The findings from our study spotlight distinctive patterns of differential treatment in the public housing sector, which raises intriguing questions about how these patterns compare to those observed in the private sector. Specifically, there was no statistically significant difference in the number of replies received by fictitious couples with Swedish-sounding versus Arabic-sounding names from public housing companies. This finding markedly contrasts with the extensive literature documenting lower response rates for ethnic minorities in the private sector, especially for individuals with Arabic-sounding names (Ahmed et al., Citation2010; Ahmed & Hammarstedt, Citation2008; Bengtsson et al., Citation2012; Carlsson & Eriksson, Citation2014; Molla et al., Citation2022). This absence of disparity in initial contact suggests that the public sector’s regulatory framework and commitment to social objectives may play a critical role in mitigating overt differential treatment of ethnic minorities. However, our study also uncovers subtler forms of differential treatment, such as variations in the personalization of greetings and the provision of information about problematic neighborhoods. These nuances indicate that while public housing policies may effectively reduce explicit biases at the point of initial contact, implicit biases persist, possibly manifesting in the quality of communication. This complex scenario underscores a distinct operational dynamic in the public housing sector, emphasizing the need to explore further public housing policies’ implementation and efficacy in comprehensively addressing overt and subtle adverse differential treatment. Our findings prompt a reevaluation of theoretical models on differential treatment in housing, highlighting the necessity for nuanced approaches that consider the sector-specific mechanisms through which differential treatment manifests and is addressed. The presence of any differential treatment in public housing is concerning, given its role as a last resort for marginalized individuals facing adverse differential treatment in the private market. This comparison not only highlights the need for ongoing vigilance and intervention in both sectors but also suggests that the mechanisms underlying the differential treatment of ethnic minorities may vary across different housing contexts.

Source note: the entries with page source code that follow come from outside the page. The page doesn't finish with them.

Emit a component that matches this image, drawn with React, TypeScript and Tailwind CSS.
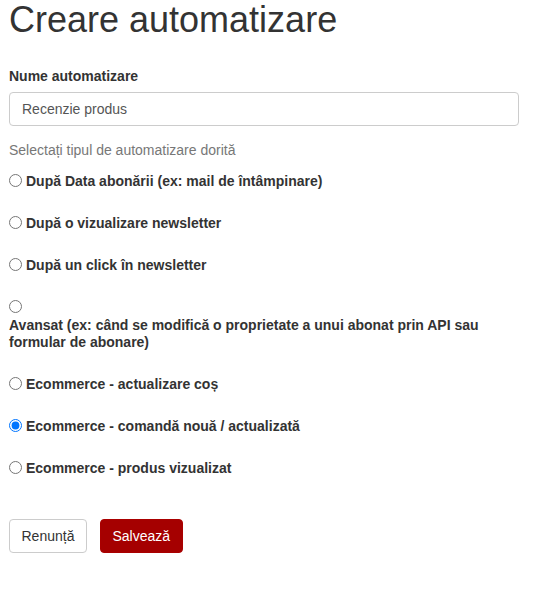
import React from "react";

const options = [
  { label: "După Data abonării (ex: mail de întâmpinare)" },
  { label: "După o vizualizare newsletter" },
  { label: "După un click în newsletter" },
  { label: "Avansat (ex: când se modifică o proprietate a unui abonat prin API sau formular de abonare)" },
  { label: "Ecommerce - actualizare coș" },
  { label: "Ecommerce - comandă nouă / actualizată", checked: true },
  { label: "Ecommerce - produs vizualizat" },
];

export default function App() {
  return (
    <div
      className="min-h-[590px] w-[545px] bg-white px-[9px] text-[14px] text-[#333]"
      style={{ fontFamily: '"Liberation Sans", Arial, sans-serif' }}
    >
      <h1 className="m-0 text-[36px] font-normal leading-[40px] text-[#333]">Creare automatizare</h1>
      <div className="mt-[26px] font-bold leading-5">Nume automatizare</div>
      <input
        type="text"
        defaultValue="Recenzie produs"
        className="mt-[6px] block h-[34px] w-[510px] rounded-[4px] border border-[#ccc] bg-white px-[12px] text-[14px] text-[#555] outline-none"
        style={{ fontFamily: '"Liberation Sans", Arial, sans-serif' }}
      />
      <div className="mt-[14px] leading-5 text-[#777]">Selectați tipul de automatizare dorită</div>
      <div className="mt-[11px] flex flex-col gap-[22px]">
        {options.map((o, i) => (
          <div key={i} className="leading-5">
            <input
              type="radio"
              name="tip"
              defaultChecked={o.checked}
              className="m-0 mr-[4px] h-[13px] w-[13px] align-[-1px]"
            />
            <label className="inline-block max-w-full font-bold leading-[17px]">{o.label}</label>
          </div>
        ))}
      </div>
      <div className="mt-[41px] flex gap-[13px]">
        <button className="h-[34px] rounded-[4px] border border-[#ccc] bg-white px-[11.5px] leading-5 text-[#333]">
          Renunță
        </button>
        <button className="h-[34px] rounded-[4px] border border-[#a00] bg-[#a50000] px-[11.5px] leading-5 text-white">
          Salvează
        </button>
      </div>
    </div>
  );
}
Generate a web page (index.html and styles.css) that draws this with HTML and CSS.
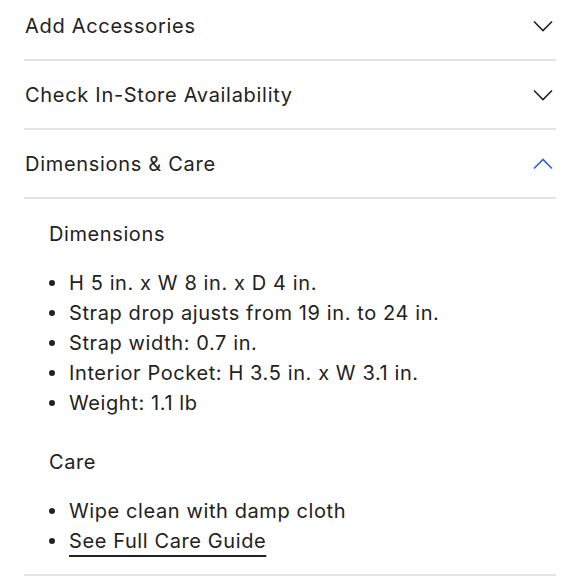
FILE: index.html
```html
<!DOCTYPE html>
<html lang="en">
<head>
<meta charset="utf-8">
<title>Dimensions &amp; Care</title>
<link rel="stylesheet" href="styles.css">
</head>
<body>
<div class="accordion">
  <div class="item">
    <div class="header">
      <span class="title">Add Accessories</span>
      <svg class="chev" width="20" height="12" viewBox="0 0 20 12"><path d="M1 1.5 L10 10.5 L19 1.5" fill="none" stroke="#222" stroke-width="1.6"/></svg>
    </div>
  </div>
  <div class="item">
    <div class="header">
      <span class="title">Check In-Store Availability</span>
      <svg class="chev" width="20" height="12" viewBox="0 0 20 12"><path d="M1 1.5 L10 10.5 L19 1.5" fill="none" stroke="#222" stroke-width="1.6"/></svg>
    </div>
  </div>
  <div class="item">
    <div class="header">
      <span class="title">Dimensions &amp; Care</span>
      <svg class="chev" width="20" height="12" viewBox="0 0 20 12"><path d="M1 10.5 L10 1.5 L19 10.5" fill="none" stroke="#2a66c4" stroke-width="1.6"/></svg>
    </div>
  </div>
  <div class="item open">
    <div class="panel">
      <h3 class="sub">Dimensions</h3>
      <ul class="list">
        <li>H 5 in. x W 8 in. x D 4 in.</li>
        <li>Strap drop ajusts from 19 in. to 24 in.</li>
        <li>Strap width: 0.7 in.</li>
        <li>Interior Pocket: H 3.5 in. x W 3.1 in.</li>
        <li>Weight: 1.1 lb</li>
      </ul>
      <h3 class="sub care">Care</h3>
      <ul class="list">
        <li>Wipe clean with damp cloth</li>
        <li><a class="link" href="#">See Full Care Guide</a></li>
      </ul>
    </div>
  </div>
</div>
</body>
</html>
```
FILE: styles.css
```css
html, body {
  margin: 0;
  padding: 0;
  background: #fff;
}
body {
  font-family: Inter, "Liberation Sans", sans-serif;
  color: #222;
  overflow: hidden;
}
.accordion {
  margin: -8px 24px 0 24px;
}
.item {
  border-bottom: 2px solid #e3e4e5;
}
.header {
  height: 67px;
  display: flex;
  align-items: center;
  justify-content: space-between;
  padding-left: 1px;
  padding-right: 3px;
}
.title {
  font-size: 20px;
  letter-spacing: 0.7px;
}
.chev {
  display: block;
}
.panel {
  padding: 20px 24px 18px 25px;
}
.sub {
  margin: 0;
  font-weight: normal;
  font-size: 20px;
  line-height: 30px;
  letter-spacing: 0.6px;
}
.sub.care {
  margin-top: 29px;
}
.list {
  list-style: none;
  margin: 19px 0 0 0;
  padding: 0;
}
.list li {
  display: flex;
  align-items: center;
  font-size: 20px;
  line-height: 30px;
  letter-spacing: 0.6px;
}
.list li::before {
  content: "";
  width: 6px;
  height: 6px;
  border-radius: 50%;
  background: #222;
  margin-right: 14px;
  flex: none;
}
.link {
  color: #222;
  text-decoration: underline;
  text-decoration-thickness: 2px;
  text-underline-offset: 7px;
}
```
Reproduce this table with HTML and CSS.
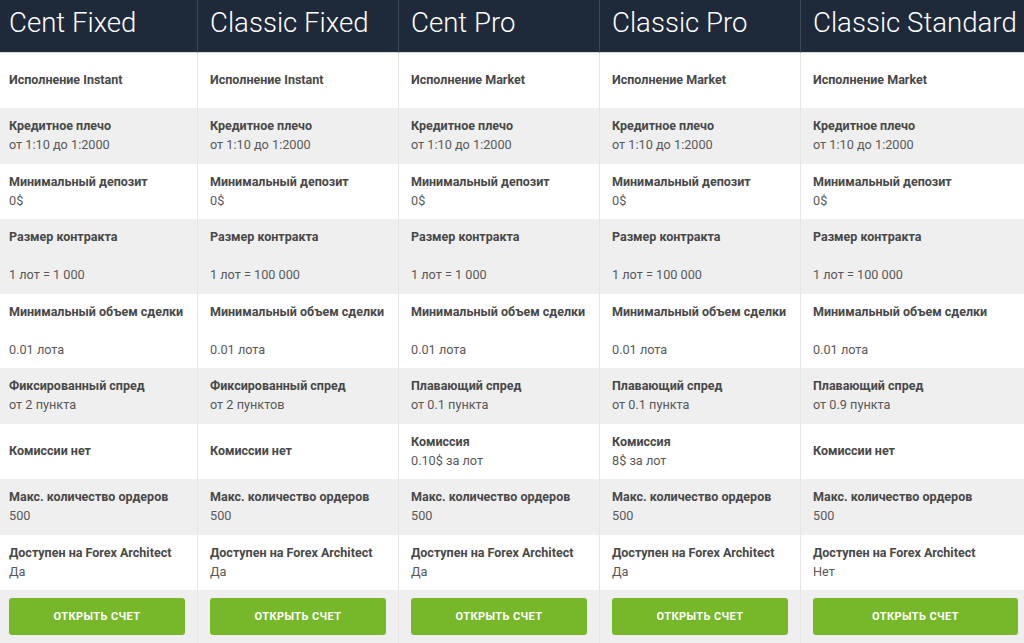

Be it subtle or blatant forms of differential treatment, continued policies that bolster equity and foster inclusion are crucial within the housing sector. This sector must be an environment where all individuals are treated equitably. Implementing equality, diversity, and inclusion training for all staff members could serve as a powerful tool in this regard. Such training can illuminate overt and covert biases that might influence decision-making processes, enabling staff to adopt and maintain impartial practices. This would foster an environment where everyone, regardless of their ethnic background, is treated with the same level of respect and given equal opportunities. One example of such work is the commendable efforts by the organization Malmö Against Discrimination (Malmö mot Diskriminering). This organization has proactively developed a program to educate landlords on the risks and consequences of differential practices based on ethnicity. They aim to foster a more inclusive and equitable housing market by providing resources and training. Such initiatives exemplify practical steps toward addressing the educational needs we discuss, serving as valuable models for similar endeavors.

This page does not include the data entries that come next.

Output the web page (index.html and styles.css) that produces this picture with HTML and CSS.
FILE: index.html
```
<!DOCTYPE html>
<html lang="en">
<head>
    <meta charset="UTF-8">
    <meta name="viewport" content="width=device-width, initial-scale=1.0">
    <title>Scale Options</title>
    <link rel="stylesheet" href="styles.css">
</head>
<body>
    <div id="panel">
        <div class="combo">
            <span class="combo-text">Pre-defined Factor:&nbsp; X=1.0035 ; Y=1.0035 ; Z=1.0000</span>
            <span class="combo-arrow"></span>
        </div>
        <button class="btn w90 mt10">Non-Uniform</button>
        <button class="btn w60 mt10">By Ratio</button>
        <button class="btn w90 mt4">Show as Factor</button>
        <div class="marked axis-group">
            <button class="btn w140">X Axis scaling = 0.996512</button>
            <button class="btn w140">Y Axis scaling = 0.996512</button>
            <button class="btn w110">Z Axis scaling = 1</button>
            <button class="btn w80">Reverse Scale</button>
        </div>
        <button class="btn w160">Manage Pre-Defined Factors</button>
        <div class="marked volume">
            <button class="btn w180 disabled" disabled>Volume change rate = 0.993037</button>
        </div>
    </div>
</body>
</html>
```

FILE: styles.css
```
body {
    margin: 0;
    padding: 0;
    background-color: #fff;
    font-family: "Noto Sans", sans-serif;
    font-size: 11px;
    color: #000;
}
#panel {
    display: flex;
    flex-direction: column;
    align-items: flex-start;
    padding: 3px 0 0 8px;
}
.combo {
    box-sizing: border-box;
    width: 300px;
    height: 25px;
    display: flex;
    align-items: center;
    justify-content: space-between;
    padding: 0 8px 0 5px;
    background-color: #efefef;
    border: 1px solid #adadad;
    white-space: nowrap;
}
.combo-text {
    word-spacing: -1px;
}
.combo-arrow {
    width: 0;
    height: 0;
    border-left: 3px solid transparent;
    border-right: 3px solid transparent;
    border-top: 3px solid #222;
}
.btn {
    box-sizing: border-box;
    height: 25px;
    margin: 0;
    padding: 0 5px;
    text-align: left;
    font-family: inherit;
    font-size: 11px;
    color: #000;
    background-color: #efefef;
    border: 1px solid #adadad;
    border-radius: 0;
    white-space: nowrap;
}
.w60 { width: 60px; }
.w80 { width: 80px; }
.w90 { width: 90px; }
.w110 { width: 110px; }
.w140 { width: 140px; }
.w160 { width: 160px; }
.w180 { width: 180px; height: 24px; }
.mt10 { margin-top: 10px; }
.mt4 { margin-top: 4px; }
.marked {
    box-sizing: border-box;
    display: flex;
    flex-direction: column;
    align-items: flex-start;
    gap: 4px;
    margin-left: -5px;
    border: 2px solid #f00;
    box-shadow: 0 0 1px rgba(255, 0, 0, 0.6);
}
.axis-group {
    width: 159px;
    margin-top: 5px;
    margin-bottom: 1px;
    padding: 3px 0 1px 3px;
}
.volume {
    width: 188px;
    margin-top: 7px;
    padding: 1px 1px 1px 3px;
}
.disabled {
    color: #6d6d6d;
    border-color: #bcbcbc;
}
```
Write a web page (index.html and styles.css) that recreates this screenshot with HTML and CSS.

From a global perspective, this study offers valuable insights for countries with similar public housing systems facing similar challenges. Analyzing disparities in responses based on perceived ethnicity illuminates the subtle mechanisms of differential treatment affecting public housing practices. This nuanced understanding of how differential treatment manifests offers valuable lessons for countries aiming to evaluate and comprehend the dynamics of their public housing systems. Combining correspondence testing with a detailed analysis of response content, the methodology presents a solid model for researchers and policymakers in other countries dedicated to identifying and quantifying harmful and unfair differential treatment of ethnic minorities.

Ultimately, some introspective critique is in order. While our study identified instances of differential treatment in the practices of public housing companies, it is essential to note that not all metrics showed evidence of such treatment. In particular, no significant disparities were found concerning email responses and bypassing the usual queue for available apartments. These findings caution us against making broad generalizations about systematic differential treatment practices. Additionally, the inability to scrutinize real apartment applications directly, for reasons we have already detailed, limited our study’s breadth. Future research should strive to incorporate this crucial aspect. Real-world applications would offer a more accurate assessment of potentially harmful and unfair differential treatment, furthering our understanding of ethnic bias in public housing companies. In order to accomplish this, we need to ascertain a method to circumvent the established formal application process in public housing. This nuanced interpretation of the situation implies that any biases could be episodic or understated, highlighting the urgent need for more exhaustive research to fully expose and mitigate potential unfair differential treatment practices in public housing.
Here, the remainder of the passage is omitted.